Lo cuenta el corresponsal de la NBC Richard Engel desde Herat: familias acuciadas por el hambre están vendiendo a sus hijas de siete y ocho años por 2.000 dólares a hombres mayores para que las desposen. Lo de vender niñas a varones maduros no es ninguna novedad, ni en Herat ni en otros muchos lugares de Afganistán. Lo espeluznante es hasta qué edades se está ya descendiendo, en el límite del uso de razón, que antiguamente se decía. Si alguien tiene cerca una niña de siete u ocho años, le sobrecogerá el horror al pensar siquiera en la posibilidad.

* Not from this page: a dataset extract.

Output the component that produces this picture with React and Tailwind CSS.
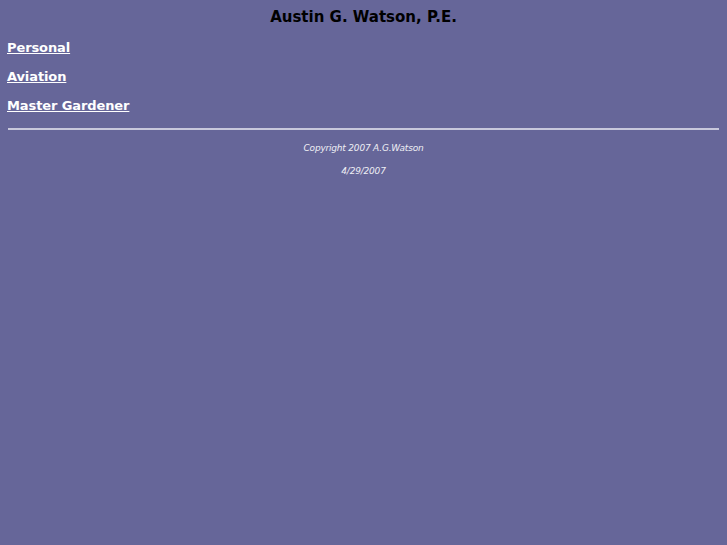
export default function App() {
  return (
    <div
      className="min-h-[545px] bg-[#666699] px-2 pt-[7px] text-black"
      style={{ fontFamily: '"DejaVu Sans", sans-serif' }}
    >
      <h1 className="text-center text-[15px] font-bold leading-[20px]">Austin G. Watson, P.E.</h1>
      <div className="mt-[12px] -ml-px flex flex-col gap-[11px] text-[13px] font-bold leading-[18px] tracking-[-0.1px]">
        <a href="#" className="self-start text-white underline">Personal</a>
        <a href="#" className="self-start text-white underline">Aviation</a>
        <a href="#" className="self-start text-white underline">Master Gardener</a>
      </div>
      <hr className="mt-[13px] border-0 border-t-2 border-[#c8c8dc]" />
      <div className="mt-[12px] flex flex-col items-center gap-[11px] text-[9px] italic leading-[12px] tracking-[-0.2px] text-[#eeeef4]">
        <p>Copyright 2007 A.G.Watson</p>
        <p>4/29/2007</p>
      </div>
    </div>
  );
}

Una primera cuestión interesante que suscita la noticia es que lo que pasa en Herat, la provincia donde durante muchos años ejerció España responsabilidades de reconstrucción y de apoyo a la gobernación, tengamos que conocerlo a través de los reportajes de un periodista estadounidense. No es que no haya habido reporteros españoles sobre el terreno, incluso en fechas recientes, pero todos sabemos que las precarias condiciones en las que realizan su trabajo les impiden mantener la continuidad y la intensidad que tienen las crónicas de Engel. Así es como se deja de hacer periodismo, esto es, de contar lo que ocurre.
La segunda idea que le viene a uno a la cabeza es dónde han quedado todas aquellas admirables y emotivas intenciones sobre la redención de las mujeres afganas, que según algunos eran fuente de legitimidad e incluso fundamento humanitario de la intervención occidental en Afganistán. Fuimos hasta allí para librarlas del burka, llevarlas a la escuela y devolverles en suma su dignidad, arrebatada por los retrógrados talibanes. La cruda realidad es que fuimos por otros motivos, y que su opresión, agravada por el fundamentalismo talibán, no empezó con él.
Durante la breve estancia en Herat del que suscribe, gente que llevaba algún tiempo sobre el terreno le explicó lo de la venta de niñas, con una lógica sobrecogedora. En un país sin la menor cobertura social ni de vejez, los hijos varones venían a ser el plan de pensiones (esto es, la garantía de no quedar desvalido cuando las fuerzas fallaran) y las chicas una especie de ganado que se criaba con el solo objeto de venderlo en la edad óptima, sobre los doce años, para ayudar a la manutención familiar. Si a la chica no se la colocaba antes de los 16, perdía buena parte de su valor y quedaba reducida a la condición de criada.
En cuanto al motivo por el que de manera sistemática se las entregaba a hombres mayores, o mucho mayores, era tan simple como escalofriante: con lo que suelen ingresar los afganos, no era común que un hombre joven hubiera ahorrado lo que cuesta una esposa. Por esta contundente razón económica quedaba normalizado aquel odioso emparejamiento con tintes pedófilos, que tan repugnante nos resulta bajo nuestros estándares.
En suma, las condiciones indignas a que se somete la vida de tantas niñas y mujeres afganas, según costumbre ancestral y muy anterior al gobierno de los talibanes, son consecuencia en buena medida de la miseria. Y no deja de ser una paradoja, y a la vez un horrendo giro de los acontecimientos, que el fruto de los 20 años de presencia de Occidente sea, tras el precipitado abandono del país, un recrudecimiento de esa miseria que lleve a darle una vuelta de tuerca a la desprotección de las afganas frente a unas prácticas atroces que les deniegan la niñez.
Las familias que venden a sus niñas pequeñas le dicen a Engel que no quieren hacerlo, que es el hambre, que no tienen otra manera de calmar, lo que les obliga a dar ese paso. Puede que hayan aceptado que sus hijas son mercancía, pero no que esté bien deshacerse de ellas a edad tan temprana, cuando aún les despiertan una inevitable ternura. Quienquiera que diseñara la modernización de Afganistán ya puede anotarse otro tanto.